Stati Uniti
Un nonsense. Così un giudice federale ha bollato la proposta della FCC di estendere anche alle chiamate su internet gli obblighi previsti dal CALEA Act (Communications Assistance for Law Enforcement Act), che impone agli operatori di lasciare delle backdoor di sorveglianza per consentire all’FBI di mettere sotto controllo una determinata linea telefonica.
La FCC non perde occasione per rilanciare la proposta di sottoporre i network telefonici via Internet ai controlli previsti dalla legge varata nel 1994, ma si è dovuta scontrare con lo scetticismo di un giudice del panel della Corte d’appello e prima di lui, con quello delle associazioni americane a difesa dei diritti civili, delle università e di molte aziende hi-tech statunitensi che hanno più volte espresso preoccupazione per una pretesa di controllo al di là di qualsiasi giustificazione.
Il Congresso approvò il Calea quando la i telefonini cominciavano a diffondersi con prepotenza sul mercato consumer e le forze dell’ordine avevano difficoltà a intercettare le telefonate sulle reti mobili ma, per evitare abusi, dispose che la legge non si applicasse ai “ai servizi di informazione come le email, ai servizi online quali CompuServe, Prodigy, America Online o Mead Data o agli ISP”.
Se e come mantenere allo stato attuale questa deroga è una questione molto controversa e implicherebbe il riconoscimento del fatto che i servizi di trasmissione vocale via internet non debbano essere considerati servizi di informazione ma servizi telefonici a tutti gli effetti.
La FCC, da un lato, pretende che sia il VoIP che l’accesso internet a banda larga rientrino nel Calea, ma il giudice Harry T. Edwards sostiene invece che “se un termine ha un chiaro significato tecnico, non si può affermare che significa qualcosa di diverso. Non si può chiamare arancia un telefono solo perché si sta tentando di definire il telefono in base a un altro statuto. Questo non farà di un telefono un frutto”.

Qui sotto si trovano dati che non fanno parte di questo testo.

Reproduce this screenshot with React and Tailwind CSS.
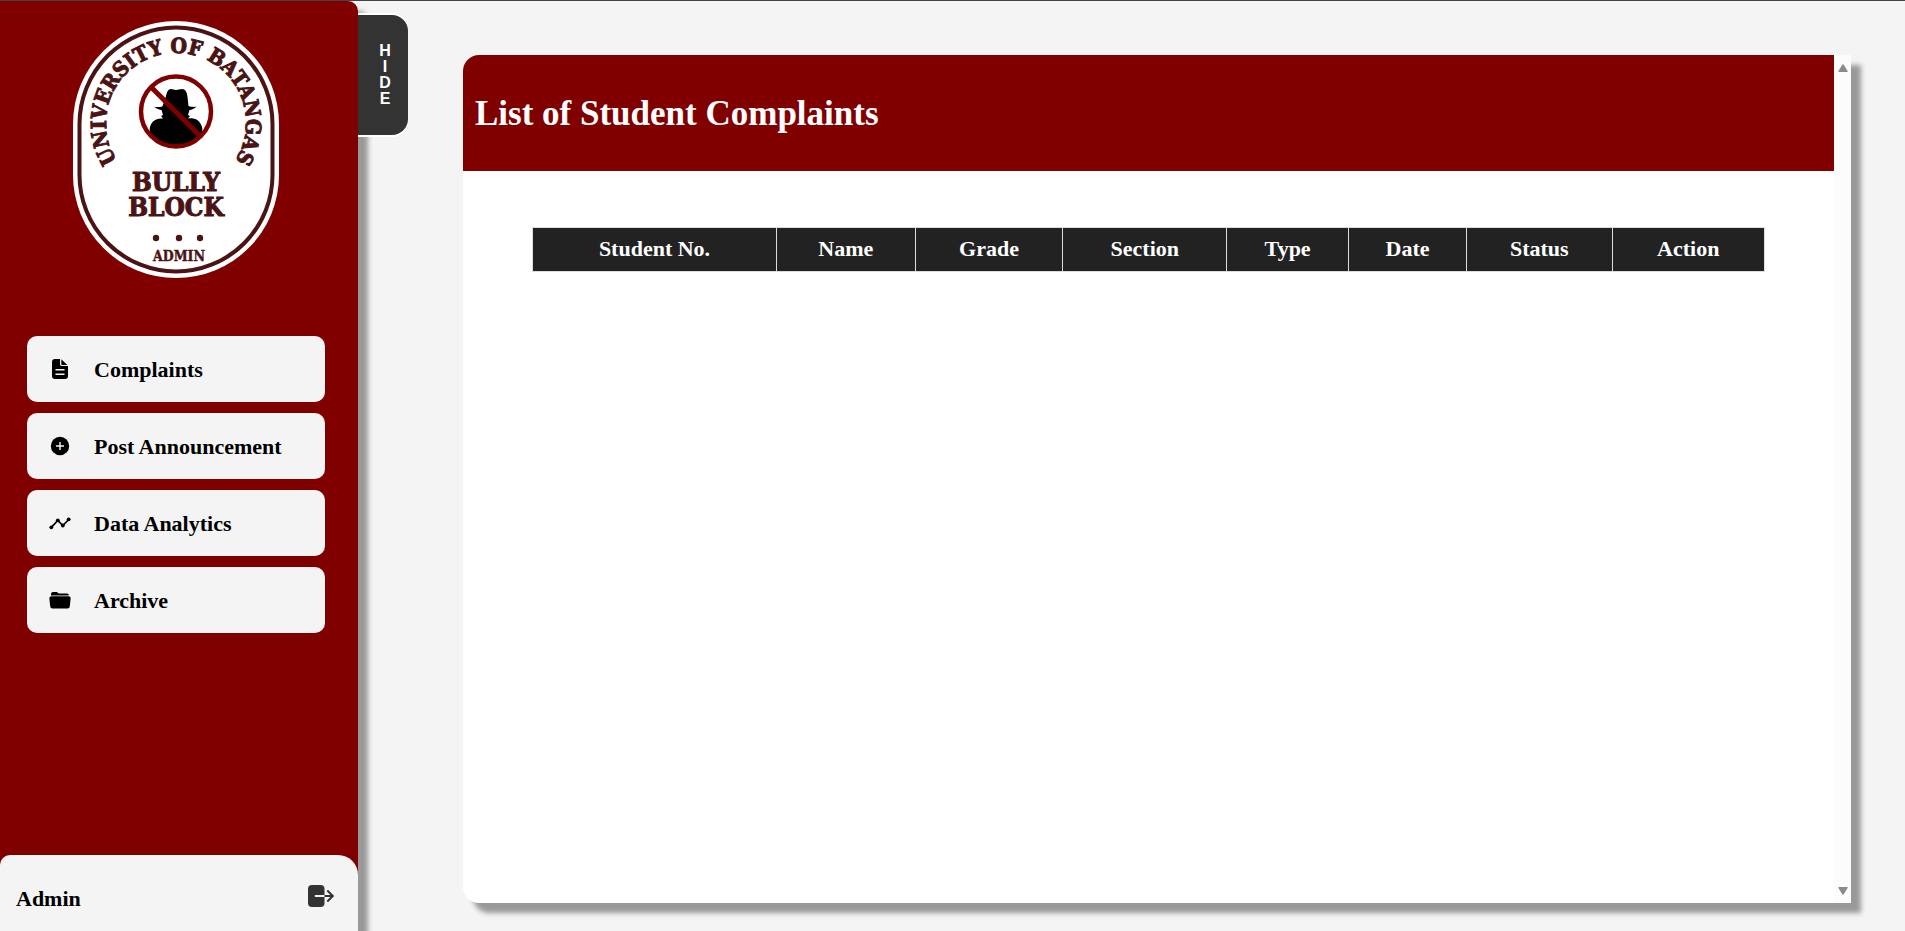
const menu = [
  { label: "Complaints", icon: FileIcon },
  { label: "Post Announcement", icon: PlusIcon },
  { label: "Data Analytics", icon: TimelineIcon },
  { label: "Archive", icon: FolderIcon },
];

const columns = ["Student No.", "Name", "Grade", "Section", "Type", "Date", "Status", "Action"];

function FileIcon() {
  return (
    <svg viewBox="0 0 24 24" className="size-6" aria-hidden="true">
      <path
        fill="currentColor"
        fillRule="evenodd"
        d="M7 2h5v5.200A1.800 1.800 0 0 0 13.800 9H20v10a3 3 0 0 1-3 3H7a3 3 0 0 1-3-3V5a3 3 0 0 1 3-3Zm.5 10v1.400h9V12h-9Zm0 4.500v1.400h9v-1.400h-9Z"
      />
      <path fill="currentColor" d="M13.300 2.300 19.300 7.900h-5a1 1 0 0 1-1-1V2.300Z" />
    </svg>
  );
}

function PlusIcon() {
  return (
    <svg viewBox="0 0 24 24" className="size-6" aria-hidden="true">
      <circle cx="12" cy="12" r="9.200" fill="currentColor" />
      <path d="M12 8v8M8 12h8" stroke="#f4f4f4" strokeWidth="1.400" />
    </svg>
  );
}

function TimelineIcon() {
  return (
    <svg viewBox="0 0 24 24" className="size-6" aria-hidden="true">
      <path d="M3.300 16.300 9.800 9.500 14.800 14.500 20.700 8.500" fill="none" stroke="currentColor" strokeWidth="1.700" />
      <g fill="currentColor">
        <circle cx="3.300" cy="16.300" r="1.900" />
        <circle cx="9.800" cy="9.300" r="1.900" />
        <circle cx="14.800" cy="14.500" r="1.900" />
        <circle cx="20.700" cy="8.300" r="1.900" />
      </g>
    </svg>
  );
}

function FolderIcon() {
  return (
    <svg viewBox="0 0 24 24" className="size-6" aria-hidden="true">
      <path fill="currentColor" d="M3 7.500V6a2 2 0 0 1 2-2h3.500c1 0 1.700 1.400 2.700 1.400H19a1.600 1.600 0 0 1 1.600 2.100Z" />
      <path
        fill="currentColor"
        d="M3.600 8.200h16.800a2.200 2.200 0 0 1 2.200 2.500l-.8 7.600a2.400 2.400 0 0 1-2.400 2.300H4.600a2.400 2.400 0 0 1-2.400-2.300l-.8-7.600a2.200 2.200 0 0 1 2.200-2.500Z"
      />
    </svg>
  );
}

function LogoutIcon() {
  return (
    <svg viewBox="0 0 26 22" className="h-[22px] w-[26px]" fill="none" aria-hidden="true">
      <rect x="0" y="0" width="16.500" height="22" rx="4" fill="#333" />
      <path d="M7.500 11H16.500" stroke="#f4f4f4" strokeWidth="1.800" strokeLinecap="round" />
      <path d="M16.500 11H24M19.300 5.500 24.800 11l-5.500 5.500" stroke="#333" strokeWidth="2" />
    </svg>
  );
}

function Logo() {
  return (
    <svg viewBox="0 0 206 257" className="h-[257px] w-[206px]" role="img" aria-label="University of Batangas Bully Block Admin">
      <rect width="206" height="257" rx="103" fill="#fff" />
      <rect x="6.500" y="6.500" width="193" height="244" rx="96.500" fill="none" stroke="#4a1414" strokeWidth="4" />
      <path id="arch" d="M49.400 147A70 70 0 1 1 156.600 147" fill="none" />
      <g
        fill="#4a1414"
        stroke="#4a1414"
        strokeWidth="1"
        fontWeight="700"
        textAnchor="middle"
        className="font-['DejaVu_Serif_Condensed','DejaVu_Serif',serif]"
      >
        <text fontSize="21">
          <textPath href="#arch" startOffset="50%">UNIVERSITY OF BATANGAS</textPath>
        </text>
        <text fontSize="26">
          <tspan x="103" y="170">BULLY</tspan>
          <tspan x="103" y="195">BLOCK</tspan>
        </text>
        <text x="106" y="240" fontSize="14" strokeWidth="0.400">ADMIN</text>
      </g>
      <g fill="#4a1414">
        <circle cx="83" cy="217" r="3.200" />
        <circle cx="106" cy="217" r="3.200" />
        <circle cx="127" cy="217" r="3.200" />
      </g>
      <path
        d="M93 75c1-4 2-7 5-7 2 0 3 1 5 1s4-1 6-1c4 0 5 4 5.500 8l1 9c3 1 5 1 8 .8-2 2-5 3-7 3.200l-1.500 5 2 1-2 2.500c4-.8 8-.5 11 3 3 4 4 7 3 12-6 7-14 13-26 13-11 0-20-5-26-13-1-5 0-9 3-12 3-2.500 6-3.500 10-3l-2-2.500 2-1-1.500-5c-2-.2-5-1.200-7-3 3 .2 6 .2 8-.8Z"
        fill="#000"
      />
      <circle cx="103" cy="90.500" r="35" fill="none" stroke="#800000" strokeWidth="4.500" />
      <path d="M78 66 127 115" stroke="#800000" strokeWidth="5" />
    </svg>
  );
}

export default function App() {
  return (
    <div className="flex min-h-screen border-t border-[#444] bg-[#f4f4f4] font-['Liberation_Serif',serif] text-black">
      <aside className="relative z-10 flex w-[358px] shrink-0 flex-col rounded-tr-[10px] bg-[#800000] shadow-[10px_10px_5px_#999]">
        <div className="flex justify-center pt-5 pr-1.5">
          <Logo />
        </div>
        <nav className="mt-[58px] flex flex-col gap-[11px] pr-[33px] pl-[27px]">
          {menu.map(({ label, icon: Icon }) => (
            <a
              key={label}
              href="#"
              className="flex h-[66px] items-center gap-[22px] rounded-[10px] bg-[#f4f4f4] pl-[21px] text-[22px] font-bold"
            >
              <Icon />
              {label}
            </a>
          ))}
        </nav>
        <div className="mt-auto flex h-[76px] items-center justify-between rounded-tl-[10px] rounded-tr-[20px] bg-[#f4f4f4] pt-2.5 pr-6 pl-4">
          <span className="text-[22px] font-bold">Admin</span>
          <button type="button" aria-label="Log out" className="pb-1">
            <LogoutIcon />
          </button>
        </div>
      </aside>

      <button
        type="button"
        className="z-10 mt-[14px] flex h-[120px] w-[50px] shrink-0 items-center justify-center rounded-r-[16px] bg-[#333] pl-1 font-['Liberation_Sans',sans-serif] text-base leading-4 font-bold text-white shadow-[0_-2px_0_#fff,0_2px_0_#fff]"
      >
        <span className="w-3 text-center break-all">HIDE</span>
      </button>

      <main className="flex min-w-0 flex-1 pt-[54px] pr-[54px] pb-7 pl-[55px]">
        <section className="flex flex-1 overflow-hidden rounded-l-[16px] bg-white shadow-[10px_10px_5px_#999]">
          <div className="min-w-0 flex-1">
            <header className="flex h-[116px] items-center bg-[#800000] px-3 pt-0.5">
              <h1 className="text-[35px] font-bold text-white">List of Student Complaints</h1>
            </header>
            <div className="px-[69px] pt-14">
              <table className="w-full border-collapse text-[22px] leading-[25px] text-white">
                <thead>
                  <tr className="bg-[#222]">
                    {columns.map((name) => (
                      <th key={name} scope="col" className="border border-[#ddd] px-[9px] pt-2 pb-2.5">
                        {name}
                      </th>
                    ))}
                  </tr>
                </thead>
              </table>
            </div>
          </div>
          <div className="flex w-[17px] shrink-0 flex-col items-center justify-between bg-[#fcfcfc] pt-[9px] pb-2" aria-hidden="true">
            <svg viewBox="0 0 10 8" className="h-2 w-2.5">
              <path d="M5 1 9 7.300H1Z" fill="#8b8b8b" stroke="#8b8b8b" strokeWidth="1.400" strokeLinejoin="round" />
            </svg>
            <svg viewBox="0 0 10 8" className="h-2 w-2.5">
              <path d="M5 7 9 .7H1Z" fill="#8b8b8b" stroke="#8b8b8b" strokeWidth="1.400" strokeLinejoin="round" />
            </svg>
          </div>
        </section>
      </main>
    </div>
  );
}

Nonostante il parere sfavorevole del giudice Edwards, che ha anche definito le argomentazioni della FCC ‘ridicole’ e si è definito contrario a far rientrare nella legislazione l’accesso a internet broadband, il panel di giudici del District of Columbia è tuttavia sembrato propenso a sostenere la tesi in base alla quale il VoIP potrebbe rientrare negli ambiti del Calea Act. La tecnologia che permette la trasmissione vocale, secondo il giudice David B. Sentelle offre infatti “le stesse identiche funzioni” delle line telefoniche tradizionali e le chiamate su internet possono, dunque, diventare oggetto di intercettazione.
Ed è proprio questo il punto più controverso, poiché se il VoIP rientra negli obblighi del Calea Act, allora i fornitori di accesso ai servizi Internet tradizionali, a banda larga, via satellite e via cavo nonché i fornitori come Vonage, dovrebbero assumere un atteggiamento definito “wiretap friendly” (favorevole alle intercettazioni) e dunque mettere in atto tutti gli strumenti tecnologici per consentire all’FBI di intercettare le chiamate.
La decisione finale della Corte è attesa nei prossimi mesi, ma il Calea dovrebbe entrare in vigore già nella primavera del 2007.
Secondo i rappresentanti delle associazioni, l’amministrazione starebbe cercando di far passare per buona un’interpretazione del CALEA “arbitraria e contraria al pieno significato dello statuto, e quindi in contraddizione con la legge stessa”.
Gli operatori telefonici, che entro un anno dovranno molto probabilmente adeguare le proprie reti ai dettami del Calea, sono preoccupati anche per i costi richiesti da una simile operazione, che non verranno rimborsati.
L’amministrazione Bush, da canto suo, difende le regole varate lo scorso anno dalla FCC, ritenendole necessarie per catturare “criminali, terroristi e spie” che potrebbero altrimenti sfuggire alle indagini e trovare su internet un porto franco per le loro malefatte.
Il Congresso, inoltre, non avrebbe mai costretto i fornitori di servizi Internet e i network privati di aziende e università a costruire sistemi di sorveglianza per scopi inquisitori.
Nel frattempo le forze dell’ordine hanno comunque facoltà di intercettare le comunicazioni su Internet grazie a sistemi come il “Carnivore” DCS-1000, un sistema passivo denominato “sniffer”, capace di filtrare i pacchetti di dati che transitano tra l’utente ed il provider e di ricostruire i messaggi scambiati: posta elettronica, pagine Web visitate, e conversazioni in diretta.
Questi strumenti, però, non sono abbastanza e l’FBI sostiene l’urgente bisogno “di sistemi di intercettazione standardizzati, alla luce delle crescenti minacce alla sicurezza nazionale e della nuova abitudine dei criminali di usare metodi di comunicazione sempre più clandestini”.